◆ WRITTEN INSTRUCTION ◆
Locate the lines that hold the string "styles". Copy every such line.

◆ MATERIAL PROVIDED ◆

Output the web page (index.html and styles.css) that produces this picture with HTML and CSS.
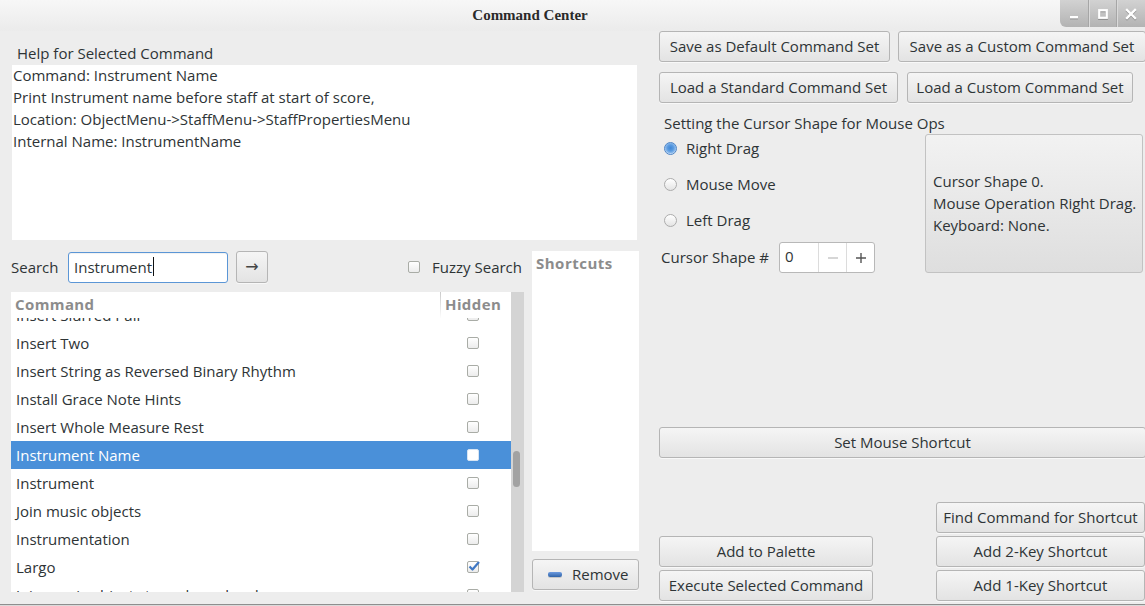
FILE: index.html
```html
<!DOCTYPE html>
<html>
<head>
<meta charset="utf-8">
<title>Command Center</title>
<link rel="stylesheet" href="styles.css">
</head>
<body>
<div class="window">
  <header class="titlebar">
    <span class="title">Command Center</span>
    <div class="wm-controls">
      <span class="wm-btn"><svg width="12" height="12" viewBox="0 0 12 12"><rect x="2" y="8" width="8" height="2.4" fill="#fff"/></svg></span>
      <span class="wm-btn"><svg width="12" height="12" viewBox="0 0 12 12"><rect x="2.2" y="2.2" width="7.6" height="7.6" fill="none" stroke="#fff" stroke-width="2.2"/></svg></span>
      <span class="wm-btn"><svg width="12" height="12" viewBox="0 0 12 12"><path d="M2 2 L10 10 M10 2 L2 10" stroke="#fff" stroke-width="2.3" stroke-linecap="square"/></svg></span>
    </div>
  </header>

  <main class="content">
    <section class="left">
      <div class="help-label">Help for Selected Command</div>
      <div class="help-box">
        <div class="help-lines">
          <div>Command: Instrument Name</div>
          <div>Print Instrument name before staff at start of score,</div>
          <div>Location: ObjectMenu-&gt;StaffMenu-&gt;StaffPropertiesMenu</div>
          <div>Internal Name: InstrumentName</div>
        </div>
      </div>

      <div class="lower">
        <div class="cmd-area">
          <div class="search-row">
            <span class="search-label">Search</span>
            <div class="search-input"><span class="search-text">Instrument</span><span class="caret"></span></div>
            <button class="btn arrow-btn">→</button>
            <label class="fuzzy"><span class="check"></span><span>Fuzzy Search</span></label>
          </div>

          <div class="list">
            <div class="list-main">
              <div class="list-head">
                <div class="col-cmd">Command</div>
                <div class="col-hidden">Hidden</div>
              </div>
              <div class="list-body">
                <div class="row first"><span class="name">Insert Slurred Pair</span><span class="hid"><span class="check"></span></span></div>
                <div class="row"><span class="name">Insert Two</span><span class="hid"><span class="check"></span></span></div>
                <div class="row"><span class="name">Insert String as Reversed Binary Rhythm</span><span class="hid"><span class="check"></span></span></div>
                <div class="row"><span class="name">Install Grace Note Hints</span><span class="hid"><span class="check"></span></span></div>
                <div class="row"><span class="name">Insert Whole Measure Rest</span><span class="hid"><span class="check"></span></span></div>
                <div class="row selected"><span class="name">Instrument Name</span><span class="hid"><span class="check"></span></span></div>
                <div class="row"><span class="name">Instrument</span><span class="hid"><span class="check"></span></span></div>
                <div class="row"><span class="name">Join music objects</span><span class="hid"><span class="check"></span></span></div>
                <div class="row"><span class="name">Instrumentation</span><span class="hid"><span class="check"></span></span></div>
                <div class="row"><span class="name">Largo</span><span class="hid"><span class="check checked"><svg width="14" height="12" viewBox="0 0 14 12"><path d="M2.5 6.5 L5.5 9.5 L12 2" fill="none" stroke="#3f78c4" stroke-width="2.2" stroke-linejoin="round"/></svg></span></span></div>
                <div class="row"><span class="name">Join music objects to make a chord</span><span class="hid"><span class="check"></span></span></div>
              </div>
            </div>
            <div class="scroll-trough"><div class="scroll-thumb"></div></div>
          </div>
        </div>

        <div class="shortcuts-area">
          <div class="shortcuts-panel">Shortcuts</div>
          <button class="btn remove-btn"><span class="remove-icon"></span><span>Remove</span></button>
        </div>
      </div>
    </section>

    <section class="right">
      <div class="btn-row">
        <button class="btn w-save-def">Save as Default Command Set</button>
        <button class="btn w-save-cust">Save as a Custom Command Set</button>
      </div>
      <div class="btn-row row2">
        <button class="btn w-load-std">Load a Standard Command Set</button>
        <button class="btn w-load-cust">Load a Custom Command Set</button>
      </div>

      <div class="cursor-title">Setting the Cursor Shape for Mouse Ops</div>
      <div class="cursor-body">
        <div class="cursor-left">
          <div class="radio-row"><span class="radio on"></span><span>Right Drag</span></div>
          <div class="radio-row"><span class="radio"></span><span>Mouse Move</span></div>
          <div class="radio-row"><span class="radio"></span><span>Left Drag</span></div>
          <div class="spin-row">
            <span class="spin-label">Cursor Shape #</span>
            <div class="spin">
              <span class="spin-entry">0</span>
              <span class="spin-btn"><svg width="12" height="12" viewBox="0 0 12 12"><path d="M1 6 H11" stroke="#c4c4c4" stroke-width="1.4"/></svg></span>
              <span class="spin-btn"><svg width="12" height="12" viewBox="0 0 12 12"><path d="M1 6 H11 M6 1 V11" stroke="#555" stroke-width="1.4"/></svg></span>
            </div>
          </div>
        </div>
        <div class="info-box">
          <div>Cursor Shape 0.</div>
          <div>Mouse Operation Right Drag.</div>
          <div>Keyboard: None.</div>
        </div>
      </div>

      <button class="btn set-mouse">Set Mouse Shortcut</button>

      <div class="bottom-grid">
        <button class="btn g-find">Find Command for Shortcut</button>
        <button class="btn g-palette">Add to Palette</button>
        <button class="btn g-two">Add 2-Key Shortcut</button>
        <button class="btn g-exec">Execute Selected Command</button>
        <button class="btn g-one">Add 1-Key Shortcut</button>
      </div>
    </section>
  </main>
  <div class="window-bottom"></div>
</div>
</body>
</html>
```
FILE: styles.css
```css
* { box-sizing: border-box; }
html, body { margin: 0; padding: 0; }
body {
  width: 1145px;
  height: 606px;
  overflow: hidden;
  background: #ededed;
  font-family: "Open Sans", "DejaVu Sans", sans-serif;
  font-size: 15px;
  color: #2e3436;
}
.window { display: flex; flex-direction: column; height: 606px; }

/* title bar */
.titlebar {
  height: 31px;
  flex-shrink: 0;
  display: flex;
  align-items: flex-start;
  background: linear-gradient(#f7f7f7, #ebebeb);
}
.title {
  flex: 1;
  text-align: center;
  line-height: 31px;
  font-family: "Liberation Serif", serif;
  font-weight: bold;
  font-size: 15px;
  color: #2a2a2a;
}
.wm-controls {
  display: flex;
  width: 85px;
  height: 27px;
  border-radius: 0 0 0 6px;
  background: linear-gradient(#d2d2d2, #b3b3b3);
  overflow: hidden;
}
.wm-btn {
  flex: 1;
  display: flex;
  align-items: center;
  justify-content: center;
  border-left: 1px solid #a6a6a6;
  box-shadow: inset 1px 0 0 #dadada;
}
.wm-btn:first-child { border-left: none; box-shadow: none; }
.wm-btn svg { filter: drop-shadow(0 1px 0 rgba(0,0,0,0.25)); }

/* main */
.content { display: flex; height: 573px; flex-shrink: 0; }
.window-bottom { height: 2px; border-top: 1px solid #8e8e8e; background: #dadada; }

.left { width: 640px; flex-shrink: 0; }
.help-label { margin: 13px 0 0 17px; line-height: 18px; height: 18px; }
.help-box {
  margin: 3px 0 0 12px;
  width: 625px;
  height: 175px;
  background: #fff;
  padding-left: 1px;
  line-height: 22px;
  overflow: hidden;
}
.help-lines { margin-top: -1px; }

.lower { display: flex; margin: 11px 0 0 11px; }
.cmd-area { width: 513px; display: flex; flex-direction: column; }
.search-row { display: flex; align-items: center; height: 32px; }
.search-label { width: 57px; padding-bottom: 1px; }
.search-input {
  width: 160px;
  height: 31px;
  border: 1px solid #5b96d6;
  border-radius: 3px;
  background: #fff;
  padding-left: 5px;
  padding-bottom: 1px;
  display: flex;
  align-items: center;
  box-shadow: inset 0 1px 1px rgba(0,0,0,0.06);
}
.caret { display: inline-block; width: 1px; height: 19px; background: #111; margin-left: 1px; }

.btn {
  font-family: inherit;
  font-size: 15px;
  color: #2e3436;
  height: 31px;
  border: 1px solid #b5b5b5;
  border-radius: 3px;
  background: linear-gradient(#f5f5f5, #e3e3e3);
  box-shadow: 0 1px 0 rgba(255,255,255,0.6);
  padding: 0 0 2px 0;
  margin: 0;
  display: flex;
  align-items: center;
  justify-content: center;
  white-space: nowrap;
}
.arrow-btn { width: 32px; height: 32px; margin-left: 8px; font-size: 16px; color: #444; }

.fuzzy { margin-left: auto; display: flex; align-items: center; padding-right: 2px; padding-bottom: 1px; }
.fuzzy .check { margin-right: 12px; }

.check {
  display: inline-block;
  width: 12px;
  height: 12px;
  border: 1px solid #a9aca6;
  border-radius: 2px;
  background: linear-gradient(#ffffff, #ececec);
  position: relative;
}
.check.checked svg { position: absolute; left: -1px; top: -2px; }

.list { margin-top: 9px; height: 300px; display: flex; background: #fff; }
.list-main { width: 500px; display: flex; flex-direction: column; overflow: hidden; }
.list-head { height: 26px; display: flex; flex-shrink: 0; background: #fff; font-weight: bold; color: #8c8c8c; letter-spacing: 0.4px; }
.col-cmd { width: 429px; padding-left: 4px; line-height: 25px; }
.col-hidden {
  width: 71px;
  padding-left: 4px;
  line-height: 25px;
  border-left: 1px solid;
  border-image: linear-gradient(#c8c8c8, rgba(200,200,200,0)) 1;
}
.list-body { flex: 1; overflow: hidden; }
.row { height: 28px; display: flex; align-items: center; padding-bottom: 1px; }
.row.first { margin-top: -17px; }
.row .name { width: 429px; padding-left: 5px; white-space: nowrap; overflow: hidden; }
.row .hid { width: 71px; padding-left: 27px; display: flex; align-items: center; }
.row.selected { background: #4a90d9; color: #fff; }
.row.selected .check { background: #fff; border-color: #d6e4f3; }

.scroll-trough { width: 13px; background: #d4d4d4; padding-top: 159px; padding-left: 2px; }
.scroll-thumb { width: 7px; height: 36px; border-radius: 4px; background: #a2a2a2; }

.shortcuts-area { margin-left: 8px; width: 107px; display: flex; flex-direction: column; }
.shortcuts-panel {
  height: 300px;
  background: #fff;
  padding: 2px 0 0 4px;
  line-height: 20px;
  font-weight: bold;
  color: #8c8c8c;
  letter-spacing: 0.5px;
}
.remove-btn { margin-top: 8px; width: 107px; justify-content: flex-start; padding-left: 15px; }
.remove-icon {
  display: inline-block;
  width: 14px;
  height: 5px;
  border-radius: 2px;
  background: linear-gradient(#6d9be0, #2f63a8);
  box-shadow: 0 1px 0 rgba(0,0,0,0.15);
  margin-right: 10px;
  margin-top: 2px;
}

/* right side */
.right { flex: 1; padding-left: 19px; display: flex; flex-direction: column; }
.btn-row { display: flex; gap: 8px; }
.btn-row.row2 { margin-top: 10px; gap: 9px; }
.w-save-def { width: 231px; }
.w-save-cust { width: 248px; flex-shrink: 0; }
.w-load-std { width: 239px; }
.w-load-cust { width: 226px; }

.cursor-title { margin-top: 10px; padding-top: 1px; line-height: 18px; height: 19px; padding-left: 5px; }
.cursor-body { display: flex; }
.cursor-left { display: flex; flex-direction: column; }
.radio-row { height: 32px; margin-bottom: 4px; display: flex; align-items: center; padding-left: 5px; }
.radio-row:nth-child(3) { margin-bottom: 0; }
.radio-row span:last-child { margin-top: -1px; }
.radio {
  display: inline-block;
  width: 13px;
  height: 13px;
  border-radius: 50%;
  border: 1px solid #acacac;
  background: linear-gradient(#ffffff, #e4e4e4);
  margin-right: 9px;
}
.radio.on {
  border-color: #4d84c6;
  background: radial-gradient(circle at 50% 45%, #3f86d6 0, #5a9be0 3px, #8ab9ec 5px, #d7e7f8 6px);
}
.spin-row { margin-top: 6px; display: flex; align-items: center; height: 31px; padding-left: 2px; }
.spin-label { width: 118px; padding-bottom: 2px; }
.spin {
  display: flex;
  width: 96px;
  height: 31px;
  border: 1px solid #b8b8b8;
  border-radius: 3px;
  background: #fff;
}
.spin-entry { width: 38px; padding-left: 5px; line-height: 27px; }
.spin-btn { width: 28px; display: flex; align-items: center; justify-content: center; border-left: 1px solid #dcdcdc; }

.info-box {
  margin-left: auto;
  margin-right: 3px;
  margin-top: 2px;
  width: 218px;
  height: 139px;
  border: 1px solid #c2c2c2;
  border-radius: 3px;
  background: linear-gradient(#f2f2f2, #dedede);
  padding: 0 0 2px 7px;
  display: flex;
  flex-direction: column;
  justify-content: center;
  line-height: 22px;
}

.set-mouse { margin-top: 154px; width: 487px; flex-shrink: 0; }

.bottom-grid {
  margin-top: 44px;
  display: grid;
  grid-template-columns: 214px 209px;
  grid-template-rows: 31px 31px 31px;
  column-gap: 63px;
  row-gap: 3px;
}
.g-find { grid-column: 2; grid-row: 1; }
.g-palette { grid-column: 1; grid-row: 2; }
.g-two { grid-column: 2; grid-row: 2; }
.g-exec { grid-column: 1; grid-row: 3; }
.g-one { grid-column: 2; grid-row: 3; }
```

◆ SOLVED PROBLEM ◆
Output the web page (index.html and styles.css) that produces this picture with HTML and CSS.
<link rel="stylesheet" href="styles.css">
FILE: styles.css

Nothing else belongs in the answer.